### [Work instructions]
Copy the lines below as they are; omit the images they contain.
——————————
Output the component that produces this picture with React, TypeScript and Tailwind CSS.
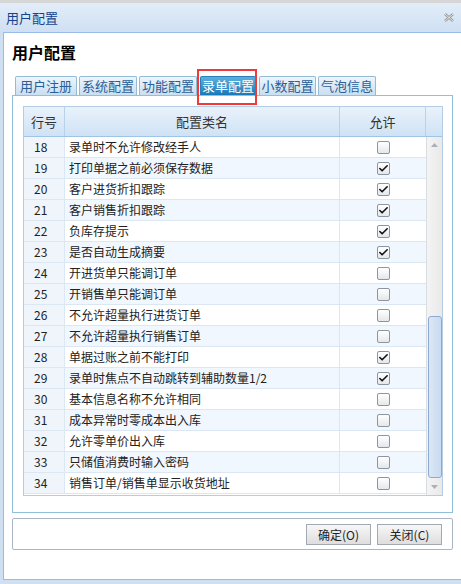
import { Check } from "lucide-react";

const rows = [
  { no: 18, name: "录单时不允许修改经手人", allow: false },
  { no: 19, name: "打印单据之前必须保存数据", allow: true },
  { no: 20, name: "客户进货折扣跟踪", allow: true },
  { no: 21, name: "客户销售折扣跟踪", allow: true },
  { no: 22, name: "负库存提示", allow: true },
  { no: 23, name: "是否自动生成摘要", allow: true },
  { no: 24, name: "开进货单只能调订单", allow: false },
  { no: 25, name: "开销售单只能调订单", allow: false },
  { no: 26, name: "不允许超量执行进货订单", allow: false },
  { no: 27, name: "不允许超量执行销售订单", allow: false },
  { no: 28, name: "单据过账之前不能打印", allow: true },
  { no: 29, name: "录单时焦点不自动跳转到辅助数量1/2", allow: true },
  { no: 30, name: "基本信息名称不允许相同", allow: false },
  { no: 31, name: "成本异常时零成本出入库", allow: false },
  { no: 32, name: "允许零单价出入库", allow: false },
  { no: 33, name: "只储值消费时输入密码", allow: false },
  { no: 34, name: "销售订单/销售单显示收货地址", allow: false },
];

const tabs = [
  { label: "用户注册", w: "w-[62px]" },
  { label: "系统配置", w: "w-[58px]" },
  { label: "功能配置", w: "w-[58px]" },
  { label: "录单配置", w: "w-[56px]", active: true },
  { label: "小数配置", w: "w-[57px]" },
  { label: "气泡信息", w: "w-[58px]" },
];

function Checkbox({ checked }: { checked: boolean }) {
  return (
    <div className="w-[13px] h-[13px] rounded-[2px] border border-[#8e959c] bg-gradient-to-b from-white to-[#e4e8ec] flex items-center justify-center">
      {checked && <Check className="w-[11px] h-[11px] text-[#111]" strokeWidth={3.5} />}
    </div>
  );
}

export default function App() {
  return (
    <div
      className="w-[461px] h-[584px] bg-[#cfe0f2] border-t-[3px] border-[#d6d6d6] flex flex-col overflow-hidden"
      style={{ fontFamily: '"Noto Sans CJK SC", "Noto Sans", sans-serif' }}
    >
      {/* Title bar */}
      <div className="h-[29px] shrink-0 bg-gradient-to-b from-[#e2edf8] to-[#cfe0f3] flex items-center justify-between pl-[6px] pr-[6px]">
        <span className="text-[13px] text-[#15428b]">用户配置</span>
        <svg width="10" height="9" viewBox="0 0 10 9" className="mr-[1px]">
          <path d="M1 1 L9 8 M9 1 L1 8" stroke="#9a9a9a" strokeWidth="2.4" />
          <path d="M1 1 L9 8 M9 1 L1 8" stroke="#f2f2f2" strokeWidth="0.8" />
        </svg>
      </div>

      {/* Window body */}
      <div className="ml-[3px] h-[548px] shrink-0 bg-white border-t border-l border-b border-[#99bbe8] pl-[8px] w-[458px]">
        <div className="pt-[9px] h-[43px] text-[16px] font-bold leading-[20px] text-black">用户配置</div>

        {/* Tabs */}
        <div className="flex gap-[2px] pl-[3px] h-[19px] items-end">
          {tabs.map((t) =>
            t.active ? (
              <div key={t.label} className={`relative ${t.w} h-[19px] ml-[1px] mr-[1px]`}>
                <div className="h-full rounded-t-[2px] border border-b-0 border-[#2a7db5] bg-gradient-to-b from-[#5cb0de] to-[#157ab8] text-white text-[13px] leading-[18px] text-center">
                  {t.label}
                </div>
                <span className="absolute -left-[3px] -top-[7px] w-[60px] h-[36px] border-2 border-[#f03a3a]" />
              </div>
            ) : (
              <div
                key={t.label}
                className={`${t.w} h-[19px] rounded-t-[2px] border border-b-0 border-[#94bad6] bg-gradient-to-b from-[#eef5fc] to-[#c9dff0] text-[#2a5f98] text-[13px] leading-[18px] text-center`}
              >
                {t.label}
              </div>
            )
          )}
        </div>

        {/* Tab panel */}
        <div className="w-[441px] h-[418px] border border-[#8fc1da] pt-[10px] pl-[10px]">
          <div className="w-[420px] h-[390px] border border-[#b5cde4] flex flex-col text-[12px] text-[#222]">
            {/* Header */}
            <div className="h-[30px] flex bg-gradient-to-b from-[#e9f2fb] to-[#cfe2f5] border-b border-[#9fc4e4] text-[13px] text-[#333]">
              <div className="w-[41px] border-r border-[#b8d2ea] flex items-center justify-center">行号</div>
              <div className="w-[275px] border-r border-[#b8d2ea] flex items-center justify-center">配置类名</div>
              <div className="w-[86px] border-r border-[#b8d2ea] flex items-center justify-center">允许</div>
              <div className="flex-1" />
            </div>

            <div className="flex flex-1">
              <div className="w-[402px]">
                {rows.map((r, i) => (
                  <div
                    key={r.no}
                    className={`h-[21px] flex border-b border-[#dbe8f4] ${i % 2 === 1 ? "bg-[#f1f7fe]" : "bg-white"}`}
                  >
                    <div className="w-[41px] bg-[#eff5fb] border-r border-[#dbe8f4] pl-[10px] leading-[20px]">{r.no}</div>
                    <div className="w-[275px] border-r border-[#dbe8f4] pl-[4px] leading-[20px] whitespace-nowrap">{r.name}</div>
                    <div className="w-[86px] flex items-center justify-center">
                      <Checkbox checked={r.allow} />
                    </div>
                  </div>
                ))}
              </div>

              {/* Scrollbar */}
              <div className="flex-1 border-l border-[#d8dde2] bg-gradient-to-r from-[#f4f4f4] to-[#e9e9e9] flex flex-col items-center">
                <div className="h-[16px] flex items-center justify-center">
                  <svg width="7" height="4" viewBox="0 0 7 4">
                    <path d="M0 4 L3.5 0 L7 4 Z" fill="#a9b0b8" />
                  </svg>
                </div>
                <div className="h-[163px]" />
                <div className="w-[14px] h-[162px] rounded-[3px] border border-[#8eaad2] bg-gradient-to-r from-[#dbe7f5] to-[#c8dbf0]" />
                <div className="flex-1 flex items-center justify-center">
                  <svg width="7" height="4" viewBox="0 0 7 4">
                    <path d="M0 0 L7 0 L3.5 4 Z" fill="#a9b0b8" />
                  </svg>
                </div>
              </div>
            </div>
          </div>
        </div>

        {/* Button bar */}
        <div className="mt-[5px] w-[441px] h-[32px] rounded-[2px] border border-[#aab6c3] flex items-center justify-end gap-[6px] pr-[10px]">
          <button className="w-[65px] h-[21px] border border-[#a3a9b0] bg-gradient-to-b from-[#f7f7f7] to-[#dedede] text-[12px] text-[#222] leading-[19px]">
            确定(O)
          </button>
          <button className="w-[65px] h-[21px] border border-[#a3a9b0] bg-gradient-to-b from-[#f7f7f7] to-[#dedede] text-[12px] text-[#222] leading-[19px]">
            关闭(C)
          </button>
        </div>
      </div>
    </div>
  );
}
——————————
### [Solution to the exercise]
Output the component that produces this picture with React, TypeScript and Tailwind CSS.
import { Check } from "lucide-react";

const rows = [
  { no: 18, name: "录单时不允许修改经手人", allow: false },
  { no: 19, name: "打印单据之前必须保存数据", allow: true },
  { no: 20, name: "客户进货折扣跟踪", allow: true },
  { no: 21, name: "客户销售折扣跟踪", allow: true },
  { no: 22, name: "负库存提示", allow: true },
  { no: 23, name: "是否自动生成摘要", allow: true },
  { no: 24, name: "开进货单只能调订单", allow: false },
  { no: 25, name: "开销售单只能调订单", allow: false },
  { no: 26, name: "不允许超量执行进货订单", allow: false },
  { no: 27, name: "不允许超量执行销售订单", allow: false },
  { no: 28, name: "单据过账之前不能打印", allow: true },
  { no: 29, name: "录单时焦点不自动跳转到辅助数量1/2", allow: true },
  { no: 30, name: "基本信息名称不允许相同", allow: false },
  { no: 31, name: "成本异常时零成本出入库", allow: false },
  { no: 32, name: "允许零单价出入库", allow: false },
  { no: 33, name: "只储值消费时输入密码", allow: false },
  { no: 34, name: "销售订单/销售单显示收货地址", allow: false },
];

const tabs = [
  { label: "用户注册", w: "w-[62px]" },
  { label: "系统配置", w: "w-[58px]" },
  { label: "功能配置", w: "w-[58px]" },
  { label: "录单配置", w: "w-[56px]", active: true },
  { label: "小数配置", w: "w-[57px]" },
  { label: "气泡信息", w: "w-[58px]" },
];

function Checkbox({ checked }: { checked: boolean }) {
  return (
    <div className="w-[13px] h-[13px] rounded-[2px] border border-[#8e959c] bg-gradient-to-b from-white to-[#e4e8ec] flex items-center justify-center">
      {checked && <Check className="w-[11px] h-[11px] text-[#111]" strokeWidth={3.5} />}
    </div>
  );
}

export default function App() {
  return (
    <div
      className="w-[461px] h-[584px] bg-[#cfe0f2] border-t-[3px] border-[#d6d6d6] flex flex-col overflow-hidden"
      style={{ fontFamily: '"Noto Sans CJK SC", "Noto Sans", sans-serif' }}
    >
      {/* Title bar */}
      <div className="h-[29px] shrink-0 bg-gradient-to-b from-[#e2edf8] to-[#cfe0f3] flex items-center justify-between pl-[6px] pr-[6px]">
        <span className="text-[13px] text-[#15428b]">用户配置</span>
        <svg width="10" height="9" viewBox="0 0 10 9" className="mr-[1px]">
          <path d="M1 1 L9 8 M9 1 L1 8" stroke="#9a9a9a" strokeWidth="2.4" />
          <path d="M1 1 L9 8 M9 1 L1 8" stroke="#f2f2f2" strokeWidth="0.8" />
        </svg>
      </div>

      {/* Window body */}
      <div className="ml-[3px] h-[548px] shrink-0 bg-white border-t border-l border-b border-[#99bbe8] pl-[8px] w-[458px]">
        <div className="pt-[9px] h-[43px] text-[16px] font-bold leading-[20px] text-black">用户配置</div>

        {/* Tabs */}
        <div className="flex gap-[2px] pl-[3px] h-[19px] items-end">
          {tabs.map((t) =>
            t.active ? (
              <div key={t.label} className={`relative ${t.w} h-[19px] ml-[1px] mr-[1px]`}>
                <div className="h-full rounded-t-[2px] border border-b-0 border-[#2a7db5] bg-gradient-to-b from-[#5cb0de] to-[#157ab8] text-white text-[13px] leading-[18px] text-center">
                  {t.label}
                </div>
                <span className="absolute -left-[3px] -top-[7px] w-[60px] h-[36px] border-2 border-[#f03a3a]" />
              </div>
            ) : (
              <div
                key={t.label}
                className={`${t.w} h-[19px] rounded-t-[2px] border border-b-0 border-[#94bad6] bg-gradient-to-b from-[#eef5fc] to-[#c9dff0] text-[#2a5f98] text-[13px] leading-[18px] text-center`}
              >
                {t.label}
              </div>
            )
          )}
        </div>

        {/* Tab panel */}
        <div className="w-[441px] h-[418px] border border-[#8fc1da] pt-[10px] pl-[10px]">
          <div className="w-[420px] h-[390px] border border-[#b5cde4] flex flex-col text-[12px] text-[#222]">
            {/* Header */}
            <div className="h-[30px] flex bg-gradient-to-b from-[#e9f2fb] to-[#cfe2f5] border-b border-[#9fc4e4] text-[13px] text-[#333]">
              <div className="w-[41px] border-r border-[#b8d2ea] flex items-center justify-center">行号</div>
              <div className="w-[275px] border-r border-[#b8d2ea] flex items-center justify-center">配置类名</div>
              <div className="w-[86px] border-r border-[#b8d2ea] flex items-center justify-center">允许</div>
              <div className="flex-1" />
            </div>

            <div className="flex flex-1">
              <div className="w-[402px]">
                {rows.map((r, i) => (
                  <div
                    key={r.no}
                    className={`h-[21px] flex border-b border-[#dbe8f4] ${i % 2 === 1 ? "bg-[#f1f7fe]" : "bg-white"}`}
                  >
                    <div className="w-[41px] bg-[#eff5fb] border-r border-[#dbe8f4] pl-[10px] leading-[20px]">{r.no}</div>
                    <div className="w-[275px] border-r border-[#dbe8f4] pl-[4px] leading-[20px] whitespace-nowrap">{r.name}</div>
                    <div className="w-[86px] flex items-center justify-center">
                      <Checkbox checked={r.allow} />
                    </div>
                  </div>
                ))}
              </div>

              {/* Scrollbar */}
              <div className="flex-1 border-l border-[#d8dde2] bg-gradient-to-r from-[#f4f4f4] to-[#e9e9e9] flex flex-col items-center">
                <div className="h-[16px] flex items-center justify-center">
                  <svg width="7" height="4" viewBox="0 0 7 4">
                    <path d="M0 4 L3.5 0 L7 4 Z" fill="#a9b0b8" />
                  </svg>
                </div>
                <div className="h-[163px]" />
                <div className="w-[14px] h-[162px] rounded-[3px] border border-[#8eaad2] bg-gradient-to-r from-[#dbe7f5] to-[#c8dbf0]" />
                <div className="flex-1 flex items-center justify-center">
                  <svg width="7" height="4" viewBox="0 0 7 4">
                    <path d="M0 0 L7 0 L3.5 4 Z" fill="#a9b0b8" />
                  </svg>
                </div>
              </div>
            </div>
          </div>
        </div>

        {/* Button bar */}
        <div className="mt-[5px] w-[441px] h-[32px] rounded-[2px] border border-[#aab6c3] flex items-center justify-end gap-[6px] pr-[10px]">
          <button className="w-[65px] h-[21px] border border-[#a3a9b0] bg-gradient-to-b from-[#f7f7f7] to-[#dedede] text-[12px] text-[#222] leading-[19px]">
            确定(O)
          </button>
          <button className="w-[65px] h-[21px] border border-[#a3a9b0] bg-gradient-to-b from-[#f7f7f7] to-[#dedede] text-[12px] text-[#222] leading-[19px]">
            关闭(C)
          </button>
        </div>
      </div>
    </div>
  );
}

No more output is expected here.